During World War II, the TVA would play a critical role in U.S. war production. The region churned out everything from munitions to fertilizer for food production to aluminum for airplane machinery. Electricity from the TVA also powered Oak Ridge in the hills of Tennessee, one of the top-secret sites built to produce uranium for the atomic bomb during the Manhattan Project.

The TVA brought higher incomes and greater comforts to much of the region’s population, slowed erosion of the land from the river’s flooding and improved the use of the land. But the agency fell short of the idealized vision of its creators in other ways.

“It didn't keep people on the land in the way they originally envisioned would happen,” Rauchway explains. Instead of encouraging local and regional farming, and fostering a kind of cooperative “slow food” movement, he says the TVA “accelerated the integration of the region into the modern economy.” Also, many factories in the region shifted from hydroelectric to coal-fired power after World War II, a change that would have long-term environmental impacts.

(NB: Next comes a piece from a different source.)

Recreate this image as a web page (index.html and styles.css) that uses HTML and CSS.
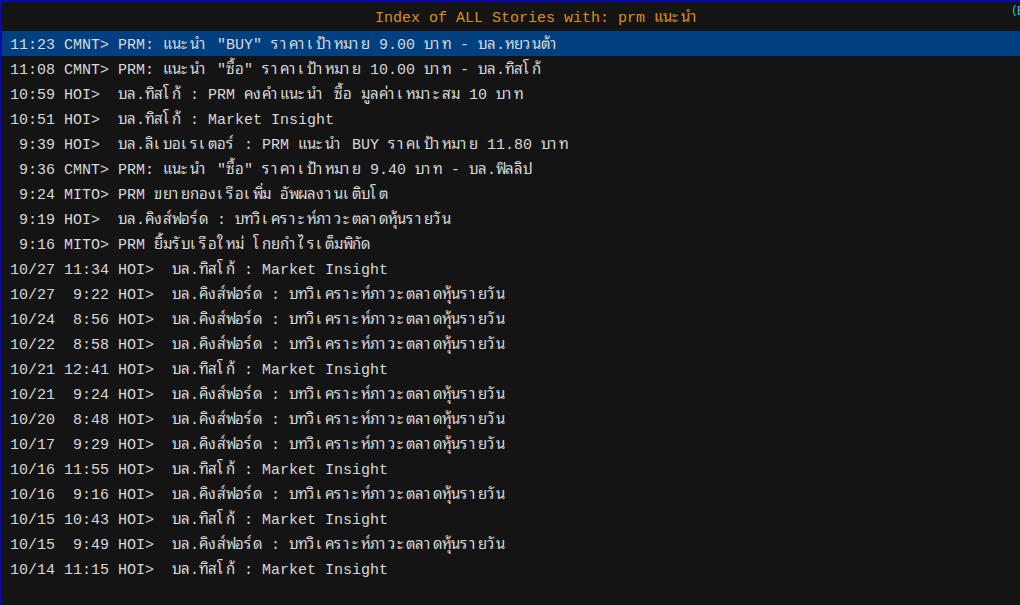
FILE: index.html
```html
<!DOCTYPE html>
<html lang="th">
<head>
<meta charset="utf-8">
<title>Index of ALL Stories</title>
<link rel="stylesheet" href="styles.css">
</head>
<body>
<div class="screen">
  <div class="titlebar">
    <div class="title cells">Index of ALL Stories with: prm แนะนำ</div>
    <div class="corner">(E</div>
  </div>
  <div class="list">
    <div class="row selected cells">11:23 CMNT&gt; PRM: แนะนำ "BUY" ราคาเป้าหมาย 9.00 บาท - บล.หยวนต้า</div>
    <div class="row cells">11:08 CMNT&gt; PRM: แนะนำ "ซื้อ" ราคาเป้าหมาย 10.00 บาท - บล.ทิสโก้</div>
    <div class="row cells">10:59 HOI&gt;  บล.ทิสโก้ : PRM คงคำแนะนำ ซื้อ มูลค่าเหมาะสม 10 บาท</div>
    <div class="row cells">10:51 HOI&gt;  บล.ทิสโก้ : Market Insight</div>
    <div class="row cells"> 9:39 HOI&gt;  บล.ลิเบอเรเตอร์ : PRM แนะนำ BUY ราคเป้าหมาย 11.80 บาท</div>
    <div class="row cells"> 9:36 CMNT&gt; PRM: แนะนำ "ซื้อ" ราคาเป้าหมาย 9.40 บาท - บล.ฟิลลิป</div>
    <div class="row cells"> 9:24 MITO&gt; PRM ขยายกองเรือเพิ่ม อัพผลงานเติบโต</div>
    <div class="row cells"> 9:19 HOI&gt;  บล.คิงส์ฟอร์ด : บทวิเคราะห์ภาวะตลาดหุ้นรายวัน</div>
    <div class="row cells"> 9:16 MITO&gt; PRM ยิ้มรับเรือใหม่ โกยกำไรเต็มพิกัด</div>
    <div class="row cells">10/27 11:34 HOI&gt;  บล.ทิสโก้ : Market Insight</div>
    <div class="row cells">10/27  9:22 HOI&gt;  บล.คิงส์ฟอร์ด : บทวิเคราะห์ภาวะตลาดหุ้นรายวัน</div>
    <div class="row cells">10/24  8:56 HOI&gt;  บล.คิงส์ฟอร์ด : บทวิเคราะห์ภาวะตลาดหุ้นรายวัน</div>
    <div class="row cells">10/22  8:58 HOI&gt;  บล.คิงส์ฟอร์ด : บทวิเคราะห์ภาวะตลาดหุ้นรายวัน</div>
    <div class="row cells">10/21 12:41 HOI&gt;  บล.ทิสโก้ : Market Insight</div>
    <div class="row cells">10/21  9:24 HOI&gt;  บล.คิงส์ฟอร์ด : บทวิเคราะห์ภาวะตลาดหุ้นรายวัน</div>
    <div class="row cells">10/20  8:48 HOI&gt;  บล.คิงส์ฟอร์ด : บทวิเคราะห์ภาวะตลาดหุ้นรายวัน</div>
    <div class="row cells">10/17  9:29 HOI&gt;  บล.คิงส์ฟอร์ด : บทวิเคราะห์ภาวะตลาดหุ้นรายวัน</div>
    <div class="row cells">10/16 11:55 HOI&gt;  บล.ทิสโก้ : Market Insight</div>
    <div class="row cells">10/16  9:16 HOI&gt;  บล.คิงส์ฟอร์ด : บทวิเคราะห์ภาวะตลาดหุ้นรายวัน</div>
    <div class="row cells">10/15 10:43 HOI&gt;  บล.ทิสโก้ : Market Insight</div>
    <div class="row cells">10/15  9:49 HOI&gt;  บล.คิงส์ฟอร์ด : บทวิเคราะห์ภาวะตลาดหุ้นรายวัน</div>
    <div class="row cells">10/14 11:15 HOI&gt;  บล.ทิสโก้ : Market Insight</div>
  </div>
</div>
<script src="script.js"></script>
</body>
</html>
```

FILE: styles.css
```css
html, body {
  margin: 0;
  padding: 0;
  height: 100%;
  overflow: hidden;
  background: #141414;
}

.screen {
  box-sizing: border-box;
  height: 605px;
  width: 1020px;
  border-top: 2px solid #0a0aa8;
  border-left: 2px solid #0a0aa8;
  background: #141414;
  font-family: "Liberation Mono", "Noto Sans Thai Looped", "Tlwg Mono", "Tlwg Typo", "Loma", "Garuda", "Waree", "Noto Sans Thai", monospace;
  font-size: 15px;
  color: #d8d8d8;
  overflow: hidden;
}

.titlebar {
  display: flex;
  height: 29px;
  align-items: flex-start;
}

.title {
  padding-left: 373px;
  line-height: 25px;
  padding-top: 4px;
  color: #d8921c;
  white-space: pre;
}

.corner {
  margin-left: auto;
  width: 8px;
  overflow: hidden;
  white-space: nowrap;
  font-family: "DejaVu Sans", sans-serif;
  font-size: 12px;
  line-height: 12px;
  padding-top: 3px;
  color: #1ec8d2;
}

.list {
  display: flex;
  flex-direction: column;
}

.row {
  height: 23px;
  padding-top: 2px;
  line-height: 25px;
  padding-left: 8px;
  white-space: pre;
  overflow: visible;
}

.row.selected {
  background: #004080;
}

.cell {
  display: inline-block;
  width: 9px;
  white-space: pre;
}
```

FILE: script.js
```js
(function () {
  var mark = /[\u0E31\u0E34-\u0E3A\u0E47-\u0E4E]/;
  document.querySelectorAll('.cells').forEach(function (el) {
    var text = el.textContent;
    var cells = [];
    for (var ch of text) {
      if (mark.test(ch) && cells.length) {
        cells[cells.length - 1] += ch;
      } else {
        cells.push(ch);
      }
    }
    el.textContent = '';
    var frag = document.createDocumentFragment();
    cells.forEach(function (c) {
      var s = document.createElement('span');
      s.className = 'cell';
      s.textContent = c;
      frag.appendChild(s);
    });
    el.appendChild(frag);
  });
})();
```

Despite its shortcomings, the TVA would serve as a model for both rural electrification programs in the United States and government-led regional development programs around the world, particularly in poorer countries. One of a handful of public works programs created during the New Deal that still exists, it remains the nation’s largest publicly owned power provider, sending electricity from a combination of hydroelectric, coal-fired, natural gas, nuclear and renewable energy facilities to some 10 million people across the Tennessee Valley.